Стоит ли говорить о непристойных неаполитанских анекдотах. Приходской священник заглянул к одному из своих прихожан. На второй этаж тянулась длиннющая очередь соседей, с каждого из которых хозяин брал по центу, допуская в спальню посмотреть на свою юную незамужнюю дочь, которая родила чернокожего ребенка. В Неаполе были расквартированы американские войска, среди солдат попадалось немало негров, поэтому черный ребенок у белой женщины был явлением скандальным, но в то же время необычным, сродни чуду. Священник, конечно, возмутился. «Очень плохо, что ваша дочь не венчана, но еще хуже, что вы потеряли всякий стыд, набравшись наглости наживаться на ее несчастье!» На что незадачливый папаша, отозвав проповедника в сторону, прошептал: «Не бойтесь, падре, это не ее ребенок».
С Италией было покончено. На выезде из Рима на заднем дворике располагался импровизированный ресторанчик с четырьмя-пятью хромыми столиками и зазывной рекламой: «Входите! Ешьте! Здесь еще никто не умирал!» Больше всего люди ценили, что выжили, а не умерли — некая аристократия уцелевших.
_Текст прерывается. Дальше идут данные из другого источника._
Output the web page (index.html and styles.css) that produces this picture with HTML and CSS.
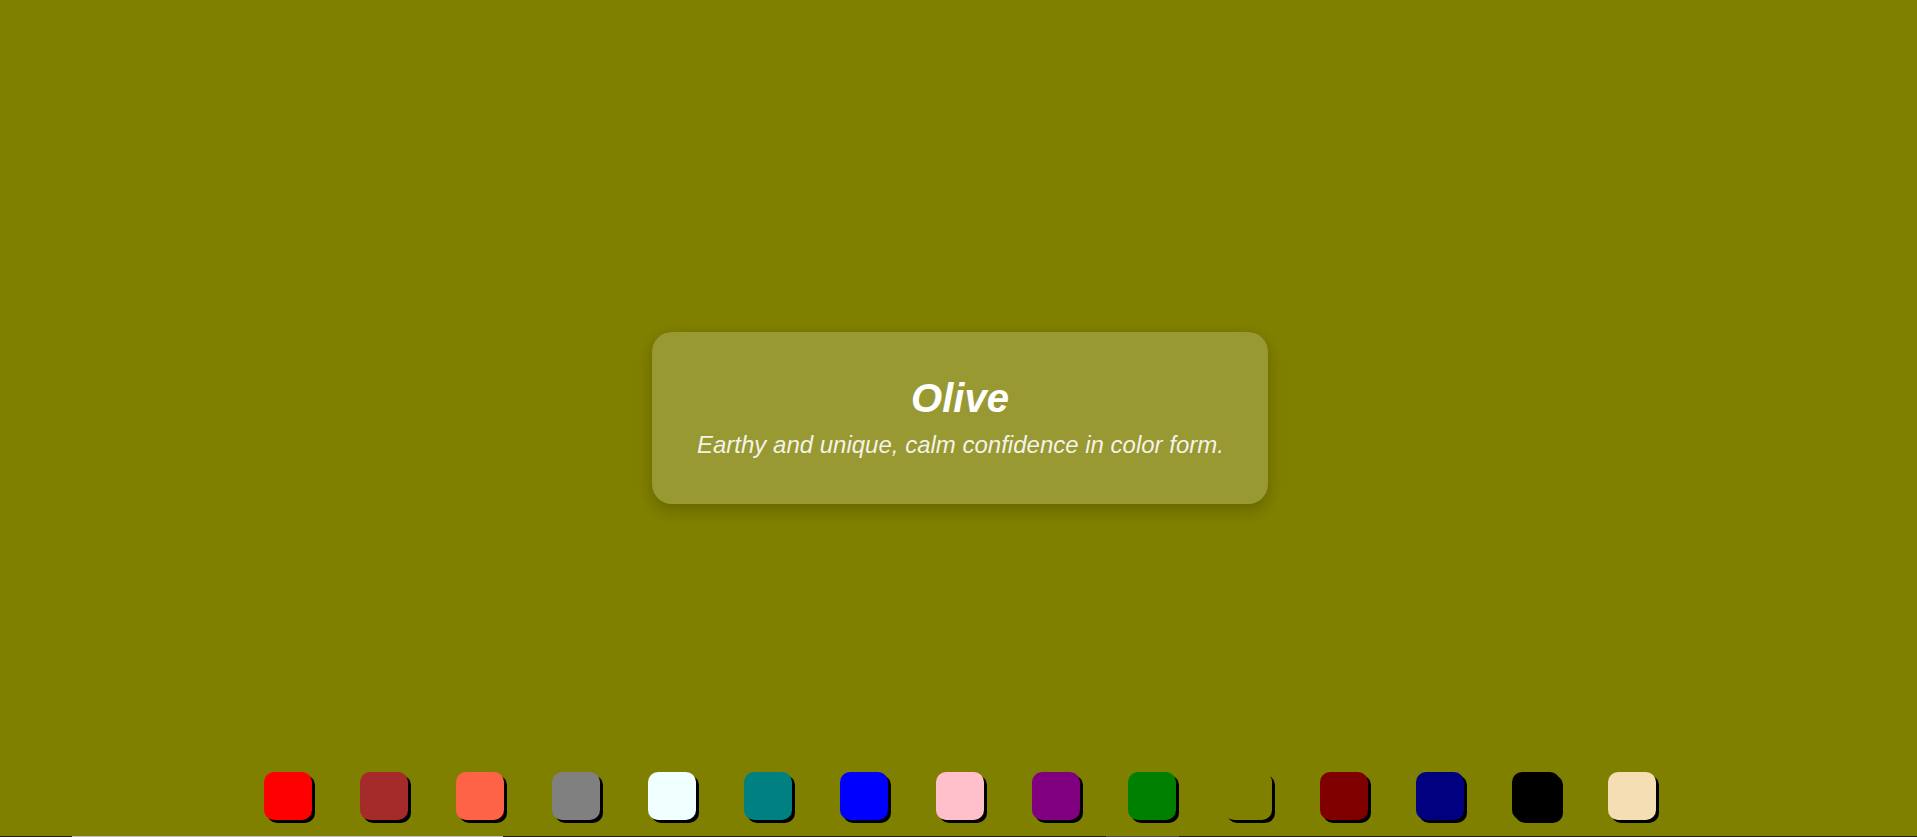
FILE: index.html
```html
<!DOCTYPE html>
<html lang="en">
<head>
<meta charset="utf-8">
<title>Olive</title>
<link rel="stylesheet" href="styles.css">
</head>
<body>
<div class="page">
  <div class="spacer"></div>
  <div class="card">
    <h1 class="card-title">Olive</h1>
    <p class="card-text">Earthy and unique, calm confidence in color form.</p>
  </div>
  <div class="palette-row">
    <div class="palette">
      <div class="swatch red"></div>
      <div class="swatch brown"></div>
      <div class="swatch tomato"></div>
      <div class="swatch gray"></div>
      <div class="swatch azure"></div>
      <div class="swatch teal"></div>
      <div class="swatch blue"></div>
      <div class="swatch pink"></div>
      <div class="swatch purple"></div>
      <div class="swatch green"></div>
      <div class="swatch olive"></div>
      <div class="swatch maroon"></div>
      <div class="swatch navy"></div>
      <div class="swatch black"></div>
      <div class="swatch wheat"></div>
    </div>
  </div>
  <div class="scrollstrip"></div>
</div>
</body>
</html>
```

FILE: styles.css
```css
html, body {
  margin: 0;
  padding: 0;
  height: 100%;
  overflow: hidden;
}

body {
  background: #808000;
  font-family: "Liberation Sans", Arial, sans-serif;
}

.page {
  width: 1920px;
  height: 100vh;
  display: grid;
  grid-template-rows: 1fr auto 1fr 1px;
  justify-items: center;
}

.card {
  width: 526px;
  padding: 44px 45px 45px;
  background: rgba(255, 255, 255, 0.2);
  border-radius: 20px;
  box-shadow: 0 6px 18px rgba(0, 0, 0, 0.22);
  text-align: center;
  color: #ffffff;
}

.card-title {
  margin: 0 0 10px;
  font-size: 40px;
  font-weight: bold;
  font-style: italic;
  line-height: normal;
}

.card-text {
  margin: 0;
  font-size: 24px;
  font-style: italic;
  line-height: normal;
  color: rgba(255, 255, 255, 0.9);
  white-space: nowrap;
}

.palette-row {
  align-self: end;
  padding-bottom: 16px;
}

.palette {
  display: flex;
  gap: 48px;
}

.swatch {
  width: 48px;
  height: 48px;
  border-radius: 10px;
  box-shadow: 3px 3px 0 #000000;
}

.red { background: #ff0000; }
.brown { background: #a52a2a; }
.tomato { background: #ff6347; }
.gray { background: #808080; }
.azure { background: #f0ffff; }
.teal { background: #008080; }
.blue { background: #0000ff; }
.pink { background: #ffc0cb; }
.purple { background: #800080; }
.green { background: #008000; }
.olive { background: #808000; }
.maroon { background: #800000; }
.navy { background: #000080; }
.black { background: #000000; }
.wheat { background: #f5deb3; }

.scrollstrip {
  width: 100%;
  height: 1px;
  background: linear-gradient(to right,
    #1f1f1f 0, #1f1f1f 72px,
    #c1c1c1 72px, #c1c1c1 503px,
    #1f1f1f 503px, #1f1f1f 1106px,
    #4d4d4d 1106px, #4d4d4d 1179px,
    #1f1f1f 1179px, #1f1f1f 100%);
}
```
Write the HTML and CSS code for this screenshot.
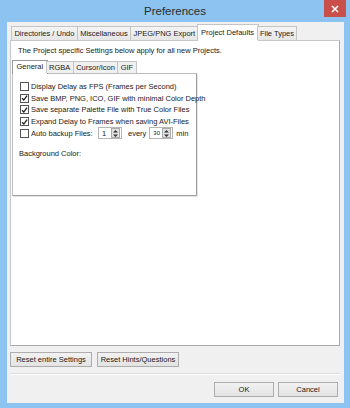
FILE: index.html
```html
<!DOCTYPE html>
<html lang="en">
<head>
  <meta charset="UTF-8">
  <meta name="viewport" content="width=device-width, initial-scale=1.0">
  <title>Preferences</title>
  <link rel="stylesheet" href="styles.css">
</head>
<body>

  <div class="window">
    <!-- Title bar -->
    <div class="titlebar">
      <span></span>
      <span class="title">Preferences</span>
      <span class="close">
        <svg width="8" height="8" viewBox="0 0 8 8"><path d="M1 1L7 7M7 1L1 7" stroke="#fff" stroke-width="1.6"/></svg>
      </span>
    </div>

    <div class="client">
      <!-- Outer tabs -->
      <div class="tabs">
        <span class="tab">Directories / Undo</span>
        <span class="tab">Miscellaneous</span>
        <span class="tab">JPEG/PNG Export</span>
        <span class="tab active">Project Defaults</span>
        <span class="tab">File Types</span>
      </div>

      <div class="panel">
        <p class="intro">The Project specific Settings below apply for all new Projects.</p>

        <!-- Inner tabs -->
        <div class="tabs inner-tabs">
          <span class="tab active">General</span>
          <span class="tab">RGBA</span>
          <span class="tab">Cursor/Icon</span>
          <span class="tab">GIF</span>
        </div>

        <div class="subpanel">
          <div class="row"><span class="check"></span>Display Delay as FPS (Frames per Second)</div>
          <div class="row"><span class="check on"><svg width="8" height="8" viewBox="0 0 8 8"><path d="M1.2 4.2L3.2 6.3L6.9 1.2" fill="none" stroke="#222" stroke-width="1.5"/></svg></span>Save BMP, PNG, ICO, GIF with minimal Color Depth</div>
          <div class="row"><span class="check on"><svg width="8" height="8" viewBox="0 0 8 8"><path d="M1.2 4.2L3.2 6.3L6.9 1.2" fill="none" stroke="#222" stroke-width="1.5"/></svg></span>Save separate Palette File with True Color Files</div>
          <div class="row"><span class="check on"><svg width="8" height="8" viewBox="0 0 8 8"><path d="M1.2 4.2L3.2 6.3L6.9 1.2" fill="none" stroke="#222" stroke-width="1.5"/></svg></span>Expand Delay to Frames when saving AVI-Files</div>
          <div class="row">
            <span class="check"></span><span class="backup-label">Auto backup Files:</span>
            <span class="spin"><span class="spin-val">1</span><span class="spin-btn"><svg width="7" height="9" viewBox="0 0 7 9"><path d="M3.5 1L6 3.6H1Z M3.5 8L6 5.4H1Z" fill="#333"/></svg></span></span>
            <span class="every">every</span>
            <span class="spin"><span class="spin-val small">30</span><span class="spin-btn"><svg width="7" height="9" viewBox="0 0 7 9"><path d="M3.5 1L6 3.6H1Z M3.5 8L6 5.4H1Z" fill="#333"/></svg></span></span>
            <span class="min">min</span>
          </div>
          <p class="bg-label">Background Color:</p>
        </div>
      </div>

      <!-- Reset buttons -->
      <div class="reset-row">
        <button class="btn reset">Reset entire Settings</button>
        <button class="btn reset">Reset Hints/Questions</button>
      </div>

      <div class="footer">
        <button class="btn dlg">OK</button>
        <button class="btn dlg">Cancel</button>
      </div>
    </div>
  </div>

</body>
</html>
```

FILE: styles.css
```css
body {
  margin: 0;
  padding: 0;
  font-family: "Liberation Sans", Arial, sans-serif;
  font-size: 7.5px;
  color: #1a1a1a;
}
.window {
  width: 350px;
  height: 408px;
  background-color: #8cc3f0;
  display: flex;
  flex-direction: column;
}
.titlebar {
  height: 22px;
  display: grid;
  grid-template-columns: 1fr auto 1fr;
  align-items: start;
}
.title {
  font-size: 11.5px;
  color: #2b2b2b;
  line-height: 22px;
}
.close {
  justify-self: end;
  margin-right: 4px;
  width: 22px;
  height: 17px;
  background-color: #c9504a;
  display: flex;
  align-items: center;
  justify-content: center;
}
.client {
  margin: 0 6px 5px 7px;
  flex: 1;
  background-color: #f0f0f0;
  display: flex;
  flex-direction: column;
  padding: 2px 4px 0 3px;
}

/* tabs */
.tabs {
  display: flex;
  align-items: flex-end;
  padding-left: 1px;
  height: 16px;
  position: relative;
  z-index: 1;
}
.tab {
  height: 13px;
  line-height: 13px;
  padding: 0 2.4px;
  border: 1px solid #c4c4c4;
  border-bottom: none;
  background: linear-gradient(#f4f4f4, #e6e6e6);
  margin-right: -1px;
  white-space: nowrap;
}
.tab.active {
  height: 16px;
  line-height: 15px;
  background: #fff;
  margin-bottom: -1px;
  padding: 0 3.5px;
  margin-left: -1px;
  margin-right: -2px;
}
.panel {
  height: 304px;
  background-color: #fff;
  border: 1px solid #c8c8c8;
  border-right-color: #a9a9a9;
  border-bottom-color: #a9a9a9;
  padding: 0 1px;
}
.intro {
  margin: 5px 0 3px 6px;
  line-height: 10px;
}
.inner-tabs {
  height: 14px;
  padding-left: 1px;
}
.inner-tabs .tab {
  height: 11px;
  line-height: 12px;
  background: #f0f0f0;
}
.inner-tabs .tab.active {
  height: 13px;
  line-height: 12px;
  background: #fff;
  border-color: #999;
}
.subpanel {
  width: 176px;
  height: 114px;
  border: 1px solid #bdbdbd;
  border-right-color: #a0a0a0;
  border-bottom-color: #a0a0a0;
  box-shadow: 1px 1px 0 #e4e4e4;
  padding: 7px 0 0 7px;
}
.row {
  display: flex;
  align-items: center;
  height: 11.6px;
  white-space: nowrap;
}
.check {
  width: 7px;
  height: 7px;
  border: 1px solid #555;
  background: #fff;
  margin-right: 2px;
  display: flex;
  align-items: center;
  justify-content: center;
}
.backup-label {
  width: 67px;
}
.spin {
  width: 22px;
  height: 10px;
  border: 1px solid #b5b5b5;
  display: flex;
  align-items: center;
  justify-content: space-between;
}
.spin-val {
  padding-left: 3px;
}
.spin-val.small {
  font-size: 6px;
}
.spin-btn {
  width: 7px;
  height: 8px;
  margin-right: 1px;
  background: #e2e2e2;
  border: 1px solid #aaa;
  display: flex;
  align-items: center;
  justify-content: center;
}
.every {
  margin: 0 3px 0 6px;
}
.min {
  margin-left: 3px;
}
.bg-label {
  margin: 10px 0 0 -1px;
}

/* buttons */
.btn {
  font-family: "Liberation Sans", Arial, sans-serif;
  font-size: 7.5px;
  color: #1a1a1a;
  height: 15px;
  padding: 0;
  border: 1px solid #adadad;
  background: linear-gradient(#f2f2f2, #e3e3e3);
}
.reset-row {
  display: flex;
  gap: 5px;
  margin-top: 6px;
  padding-bottom: 6px;
  border-bottom: 1px solid #dcdcdc;
}
.reset {
  width: 82px;
}
.footer {
  display: flex;
  justify-content: flex-end;
  gap: 4px;
  padding: 7px 2px 0 0;
  border-top: 1px solid #fff;
}
.dlg {
  width: 60px;
}
```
Совсем иной тип уцелевших обитал на продуваемой ветрами набережной Мола-ди-Бари. Мэр города рассказал нам, что в роскошных виллах на Адриатике, которые были построены ныне бежавшими или угодившими за решетку видными фашистскими чинами, проживали ebrei, евреи из немецких концентрационных лагерей. Винни разузнал, как туда попасть, о чем итальянцы говорили крайне неохотно, особенно с чужими, ибо англичане давили на правительство, чтобы оно запретило евреям из концлагерей въезд в страну или по крайней мере не выделяло средства для транспортировки в Палестину. Поэтому жители Мола-ди-Бари и Бари делали вид, что ничего не знают. Мы отправились туда вечером. Сотни беженцев ютились в двух десятках просторных палаццо, причем даже в коридорах люди жили чуть не на головах друг у друга. Войдя, я испытал чувство, которого не доводилось переживать, — в воздухе была разлита атмосфера враждебности, возникало ощущение, будто тебя нет или ты прозрачный. Женщины прятали глаза, делая вид, что занимаются ребятишками, мужчины и подростки проходили мимо, будто ты невидимка. Я понимал, что стоит сделать одно неосторожное движение, и от меня останется мокрое место. Подойдя к двум небритым, но опрятным парням, смотревшим на меня с нескрываемым опасением, я постарался объясниться с ними на английском. Винни перешел на итальянский, наконец, я вспомнил несколько слов на ломаном идише вперемежку с немецким и пожелал им всего наилучшего, признавшись, что сам еврей. Их не интересовали мои проблемы, а я ничем не мог им помочь. Они мечтали только попасть на корабль, отплывающий в Палестину, и навсегда покинуть европейское кладбище. Их недоверие, как кислота, брызнуло мне в лицо: я обращался к обуглившимся головешкам, железной окалине, скелетам с глазами. Долгие годы ушли, чтобы понять, почему я не бросился разделить их участь, ибо они были прямые жертвы катастрофы, которую я как писатель различными способами всю жизнь пытался предотвратить. Когда я вспоминаю этих не нужных ни одному цивилизованному государству людей на темной веранде, в ожидании корабля неотрывно смотрящих на горизонт и знающих, что их присутствие нелегально, а британские дипломаты угрожают нажать, у меня исчезает ощущение собственного тела, как будто я отрекаюсь от самого себя, и вновь возникает стыд, что я не понял, насколько мы родственны.
Такой же зияющей раной живет во мне первое известие о Хиросиме. Как я мог восторгаться этим? Радоваться, что война наконец окончена? Гордиться возможностями человеческого разума, читая о том, как продвигалась работа над атомной бомбой?
Откуда эта слепота? Придет день, и я пойму: мы смертны, ибо не способны к сопереживанию.
В сугубо итальянской фамильярной манере Винни поинтересовался у швейцара в гостинице, где бы мы могли пообедать. Иностранцы все еще были в диковинку в «Отель де Пальм», поэтому наш вопрос его озадачил. В Палермо работал один-единственный ресторан на другом конце города, да и тот открывался только по вечерам. В этом не было ничего удивительного, ибо даже здание нашей гостиницы стояло наполовину разрушенное — в него когда-то попала американская бомба. Европа напоминала не очень молодого консьержа во фраке со стоячим воротничком, замусоленным галстуком серого шелка и обломанными ногтями. Холл, причудливо украшенный полуарками на массивных колоннах, за которыми легко было назначать приятное свидание или вести сомнительные деловые переговоры, неожиданно упирался в большую плотную коричневую занавеску, которая отделяла разрушенную часть здания.